Genome analysis of three Frankia sp. strains has revealed a high number of transposable elements in two of the strains. Twelve out of the 20 major families of bacterial Insertion Sequence (IS) elements are represented in the 148 annotated transposases of Frankia strain HFPCcI3 (CcI3) comprising 3% of its total coding sequences (CDS). EAN1pec (EAN) has 183 transposase ORFs from 13 IS families comprising 2.2% of its CDS. Strain ACN14a (ACN) differs significantly from the other strains with only 33 transposase ORFs (0.5% of the total CDS) from 9 IS families.
Insertion sequences in the Frankia genomes were analyzed using BLAST searches, PHYML phylogenies and the IRF (Inverted Repeat Finder) algorithms.
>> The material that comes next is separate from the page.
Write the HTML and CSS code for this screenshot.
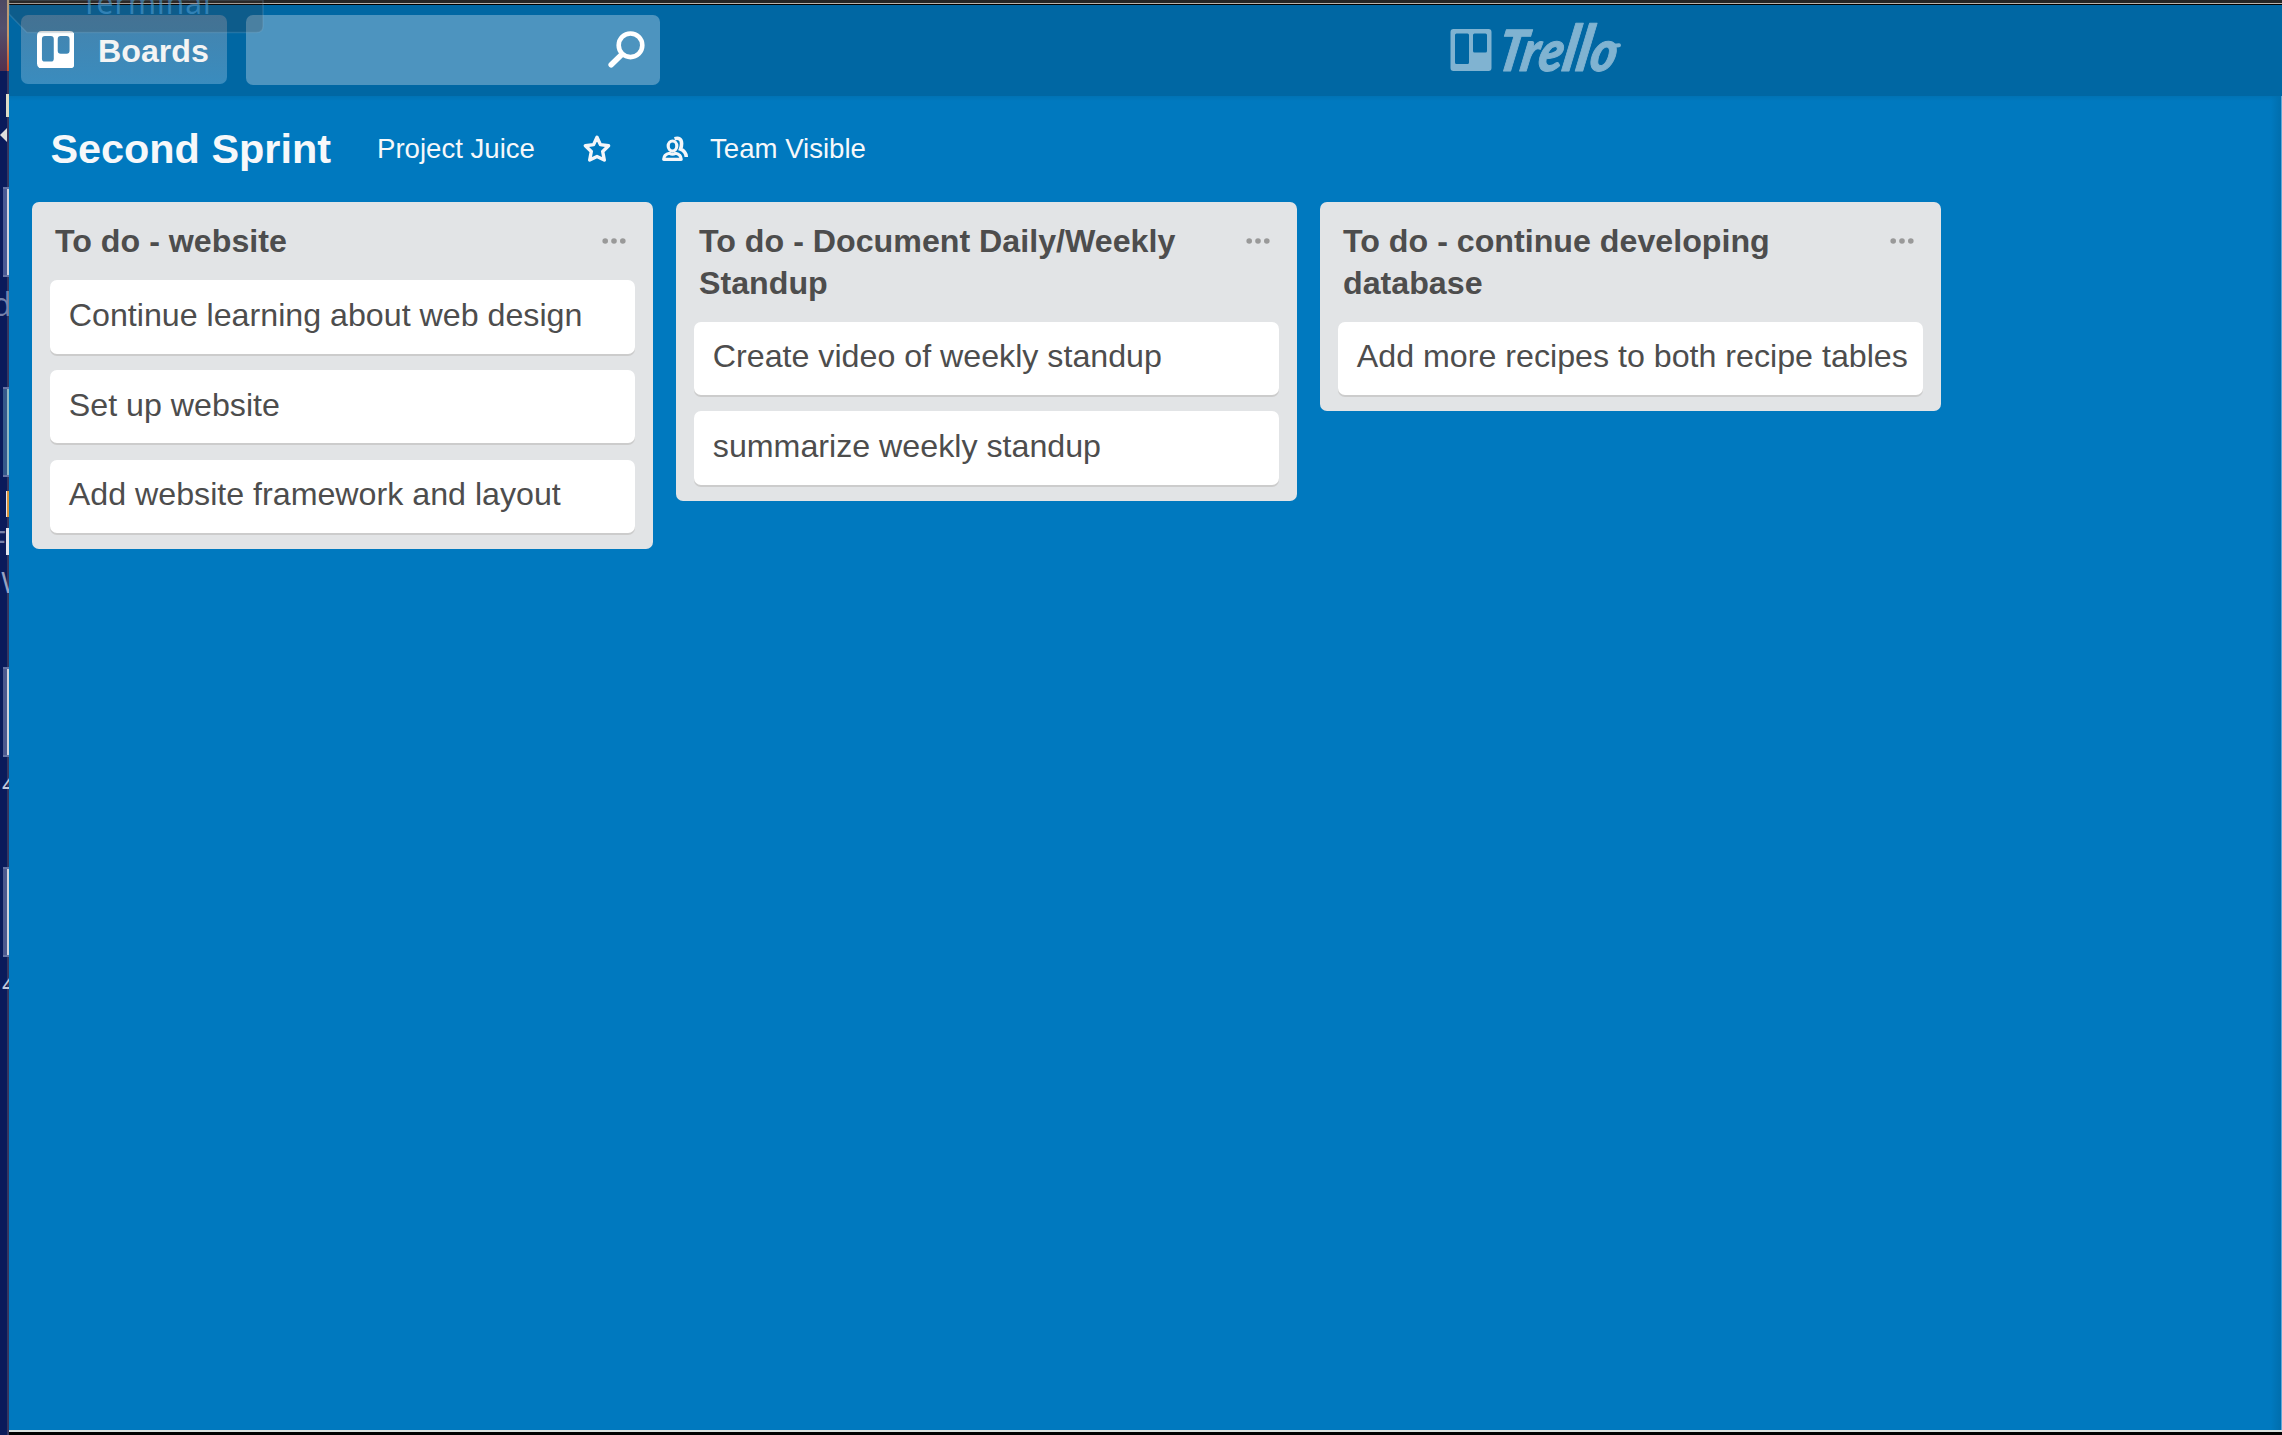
FILE: index.html
```html
<!DOCTYPE html>
<html lang="en">
<head>
<meta charset="utf-8">
<title>Second Sprint | Trello</title>
<link rel="stylesheet" href="styles.css">
</head>
<body>
<div class="screen">
  <aside class="desktop" aria-hidden="true">
    <span class="wallpaper"></span>
    <span class="edge"></span>
    <span class="sliver sliver-cream"></span>
    <span class="arrow"></span>
    <span class="thumb thumb-a"></span>
    <span class="label label-d">d</span>
    <span class="thumb thumb-b"></span>
    <span class="sliver sliver-orange"></span>
    <span class="label label-f">F</span>
    <span class="sliver sliver-white"></span>
    <span class="label label-w">W</span>
    <span class="thumb thumb-c"></span>
    <span class="label label-4">4</span>
    <span class="thumb thumb-d"></span>
    <span class="label label-4b">4</span>
  </aside>

  <div class="window">
    <div class="titlebar"></div>
    <header class="topbar">
      <button class="boards">
        <svg class="boards-icon" viewBox="0 0 38 38"><path fill="#fff" fill-rule="evenodd" d="M5 0H33Q38 0 38 5V33Q38 38 33 38H5Q0 38 0 33V5Q0 0 5 0ZM8 5Q5 5 5 8V28Q5 31 8 31H14Q17 31 17 28V8Q17 5 14 5ZM24 5Q21 5 21 8V20Q21 23 24 23H30Q33 23 33 20V8Q33 5 30 5Z"/></svg>
        <span>Boards</span>
      </button>
      <div class="search">
        <svg class="search-icon" viewBox="0 0 37 37"><circle cx="22.5" cy="14.3" r="11.8" fill="none" stroke="#fff" stroke-width="4.6"/><path d="M13.5 23.8L3.2 33.7" stroke="#fff" stroke-width="5.6" stroke-linecap="round"/></svg>
      </div>
      <svg class="logo" viewBox="0 0 180 60">
        <path fill-rule="evenodd" d="M3.5 9H38.5Q41.500 9 41.500 12V48Q41.500 51 38.500 51H3.500Q.5 51 .5 48V12Q.5 9 3.500 9ZM6.500 13.500Q5 13.500 5 15V42.500Q5 44 6.500 44H17.500Q19 44 19 42.500V15Q19 13.500 17.500 13.500ZM24.500 13.500Q23 13.500 23 15V31Q23 32.500 24.500 32.500H35.500Q37 32.500 37 31V15Q37 13.500 35.500 13.500Z"/>
        <text class="wordmark" transform="translate(45 50.5) skewX(-11)" x="0" y="0" textLength="119" lengthAdjust="spacingAndGlyphs">Tre<tspan class="tall">ll</tspan>o</text>
        <path d="M158 24.500Q162 26 169 25.200" fill="none" stroke="#80b3d1" stroke-width="4" stroke-linecap="round"/>
      </svg>
    </header>

    <main class="board">
      <div class="board-header">
        <h1>Second Sprint</h1>
        <span class="org">Project Juice</span>
        <svg class="star" viewBox="0 0 28 28"><path d="M14 2.300L17.400 9.600L25.600 10.800L19.700 16.500L21.300 25L14 21.400L6.700 25L8.300 16.500L2.400 10.800L10.600 9.600Z" fill="none" stroke="#f4f6f9" stroke-width="3.400" stroke-linejoin="round"/></svg>
        <svg class="people" viewBox="0 0 28 26" fill="none" stroke="#f4f6f9"><ellipse cx="11.500" cy="10" rx="4.300" ry="5" stroke-width="3.200"/><path d="M2.700 23.300Q2.900 18.400 8.600 17.300Q11.500 18.800 14.400 17.300Q20 18.400 20.200 23.300Z" stroke-width="3.200" stroke-linejoin="round"/><path d="M13.500 2.700Q20.400 .8 20.600 7.500Q20.600 10.500 19.500 13.200Q25 15.500 25.300 21" stroke-width="3.600"/></svg>
        <span class="visibility">Team Visible</span>
      </div>

      <div class="lists">
        <section class="list">
          <div class="list-header">
            <h2>To do - website</h2>
            <svg class="menu" viewBox="0 0 24 8"><circle cx="3.200" cy="4" r="2.800"/><circle cx="12" cy="4" r="2.800"/><circle cx="20.800" cy="4" r="2.800"/></svg>
          </div>
          <div class="cards">
            <div class="card">Continue learning about web design</div>
            <div class="card">Set up website</div>
            <div class="card">Add website framework and layout</div>
          </div>
        </section>
        <section class="list">
          <div class="list-header">
            <h2>To do - Document Daily/Weekly Standup</h2>
            <svg class="menu" viewBox="0 0 24 8"><circle cx="3.200" cy="4" r="2.800"/><circle cx="12" cy="4" r="2.800"/><circle cx="20.800" cy="4" r="2.800"/></svg>
          </div>
          <div class="cards">
            <div class="card">Create video of weekly standup</div>
            <div class="card">summarize weekly standup</div>
          </div>
        </section>
        <section class="list">
          <div class="list-header">
            <h2>To do - continue developing database</h2>
            <svg class="menu" viewBox="0 0 24 8"><circle cx="3.200" cy="4" r="2.800"/><circle cx="12" cy="4" r="2.800"/><circle cx="20.800" cy="4" r="2.800"/></svg>
          </div>
          <div class="cards">
            <div class="card">Add more recipes to both recipe tables</div>
          </div>
        </section>
      </div>
    </main>
    <div class="bottom-edge"></div>
  </div>

  <div class="tooltip">
    <svg class="tooltip-shape" viewBox="0 0 255 34"><path d="M0 0H254V26Q254 32.500 247.500 32.500H18L0 14Z" fill="#41342c" fill-opacity=".2" stroke="#8fbcd8" stroke-opacity=".22" stroke-width="1.500"/></svg>
    <span>Terminal</span>
  </div>
</div>
</body>
</html>
```
FILE: styles.css
```css
* { box-sizing: border-box; }

body {
  margin: 0;
  overflow: hidden;
  font-family: "Liberation Sans", Arial, sans-serif;
  background: #000;
}

svg { display: block; flex: none; }
h1, h2 { margin: 0; }

.screen {
  position: relative;
  display: flex;
  width: 2282px;
  height: 1435px;
  overflow: hidden;
}

/* Sliver of the desktop left of the window */
.desktop {
  position: relative;
  flex: none;
  width: 9px;
  overflow: hidden;
  background: linear-gradient(90deg, #0a1b5b 0 7px, #353760 7px);
}
.desktop span { position: absolute; }
.wallpaper { left: 0; top: 0; width: 9px; height: 71px; background: linear-gradient(#4d4a63, #53506d 40%, #54304e); }
.edge { left: 7px; top: 0; width: 2px; height: 71px; background: linear-gradient(#b49c7c, #c79767 50%, #c84f28); }
.sliver { left: 6px; width: 3px; }
.sliver-cream { top: 94px; height: 23px; background: #dedbc6; }
.sliver-orange { top: 491px; height: 26px; background: linear-gradient(90deg, #e7e4ea 1px, #d7943c 1px); }
.sliver-white { top: 528px; height: 27px; background: #e3e5ed; }
.arrow { left: 0; top: 128px; width: 7px; height: 14px; background: #dedede; clip-path: polygon(0 50%, 100% 0, 100% 100%); }
.thumb { left: 3px; width: 6px; border: solid #6674a5; border-width: 2px 0; }
.thumb-a { top: 187px; height: 90px; background: linear-gradient(90deg, #495a94 4px, #d2d3dc 4px); }
.thumb-b { top: 387px; height: 90px; background: linear-gradient(90deg, #35598b 4px, #92b8c2 4px); }
.thumb-c { top: 667px; height: 90px; background: linear-gradient(90deg, #4c598f 4px, #d2d3dc 4px); }
.thumb-d { top: 867px; height: 90px; background: linear-gradient(90deg, #4c598f 4px, #d2d3dc 4px); }
.label { color: #7581aa; font: 30px/30px "Open Sans", sans-serif; }
.label-d { left: -8px; top: 289px; font-size: 32px; }
.label-f { left: -10px; top: 526px; }
.label-w { left: 1px; top: 567px; color: #97a1c1; }
.label-4, .label-4b { left: 2px; color: #c3c9db; font-size: 26px; }
.label-4 { top: 768px; }
.label-4b { top: 968px; }

.window {
  flex: 1;
  display: flex;
  flex-direction: column;
  min-width: 0;
}
.titlebar { height: 5px; background: linear-gradient(#262626 3px, #b9b4ae 3px 4px, #000 4px); }
.bottom-edge { height: 5px; background: linear-gradient(#d9e0de 2px, #000 2px); }

.topbar {
  display: flex;
  height: 91px;
  padding: 10.4px 0 0 12px;
  background: #0067a3;
}
.boards {
  display: flex;
  width: 206px;
  height: 68.6px;
  padding: 0 0 0 15.5px;
  border: 0;
  border-radius: 7px;
  background: linear-gradient(#4583ad, #3a8cbe);
  color: #f4f4f4;
  font: bold 32.2px/47px "Liberation Sans", Arial, sans-serif;
}
.boards span { margin: 12.6px 0 0 24px; }
.boards-icon { width: 37.5px; height: 37.5px; margin-top: 15.6px; }
.search {
  display: flex;
  justify-content: flex-end;
  width: 414px;
  height: 69.6px;
  margin-left: 19px;
  padding: 15.5px 15px 0 0;
  border-radius: 7px;
  background: #4d94bf;
}
.search-icon { width: 37px; height: 37px; }
.logo { width: 180px; height: 60px; margin: 4.6px 0 0 790px; fill: #80b3d1; overflow: visible; }
.wordmark { font: italic 900 57px Lato, sans-serif; stroke: #80b3d1; stroke-width: 1px; stroke-linejoin: round; }
.tall { font-size: 64px; }

.board {
  flex: 1;
  min-height: 0;
  background:
    linear-gradient(90deg, transparent calc(100% - 11px), #006ead calc(100% - 1px), #60a8d8 calc(100% - 1px)),
    linear-gradient(#0073b5, #0079bf 5px);
}
.board-header {
  display: flex;
  align-items: center;
  height: 106px;
  padding: 29.600px 0 30.400px 41.4px;
  color: #f6f8fa;
  font-size: 27.6px;
  line-height: 46px;
  white-space: nowrap;
}
.board-header h1 { width: 326.6px; font-size: 41.4px; line-height: 46px; }
.org { width: 206px; }
.star { width: 28px; height: 28px; }
.people { width: 28px; height: 26px; margin-left: 50px; }
.visibility { margin-left: 21px; }

.lists {
  display: flex;
  align-items: flex-start;
  gap: 23px;
  padding-left: 23px;
}
.list {
  width: 621px;
  padding: 19.4px 18.4px 16.1px;
  border-radius: 7px;
  background: #e2e4e6;
  color: #4d4d4d;
  font-size: 32.2px;
  line-height: 41.4px;
}
.list-header {
  display: flex;
  justify-content: space-between;
  padding: 0 8.400px 17.4px 4.600px;
}
.list-header h2 { width: 500px; font-size: 32.2px; line-height: 41.4px; }
.menu { width: 24px; height: 8px; margin-top: 15.5px; fill: #999; }
.cards { display: flex; flex-direction: column; gap: 16.1px; }
.card {
  height: 73.6px;
  padding: 14.8px 0 0 18.4px;
  border-radius: 7px;
  background: #fff;
  box-shadow: 0 2px 0 #ccc;
  white-space: nowrap;
}

/* Dock tooltip fading out over the corner of the window */
.tooltip {
  position: absolute;
  left: 9px;
  top: 0;
  width: 255px;
  height: 34px;
  overflow: hidden;
}
.tooltip-shape { width: 255px; height: 34px; }
.tooltip span {
  position: absolute;
  left: 72px;
  top: -15px;
  color: rgba(75, 155, 210, .6);
  font: 30px/36px "Noto Sans", sans-serif;
  letter-spacing: 1px;
}
```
To identify putative or decaying IS elements, a PSI-TBLASTN search was performed on all three genomes, identifying 36%, 39% and 12% additional putative transposase ORFs than originally annotated in strains CcI3, EAN and ACN, respectively. The distribution of transposase ORFs in each strain was then analysed using a sliding window, revealing significant clustering of elements in regions of the EAN and CcI3 genomes. Lastly the three genomes were aligned with the MAUVE multiple genome alignment tool, revealing several Large Chromosome Rearrangement (LCR) events; many of which correlate to transposase clusters.
Analysis of transposase ORFs in Frankia sp. revealed low inter-strain diversity of transposases, suggesting that the majority of transposase proliferation occurred without recent horizontal transfer of novel mobile elements from outside the genus. Exceptions to this include representatives from the IS3 family in strain EAN and seven IS4 transposases in all three strains that have a lower G+C content, suggesting recent horizontal transfer. The clustering of transposase ORFs near LCRs revealed a tendency for IS elements to be associated with regions of chromosome instability in the three strains. The results of this study suggest that IS elements may help drive chromosome differences in different Frankia sp. strains as they have adapted to a variety of hosts and environments.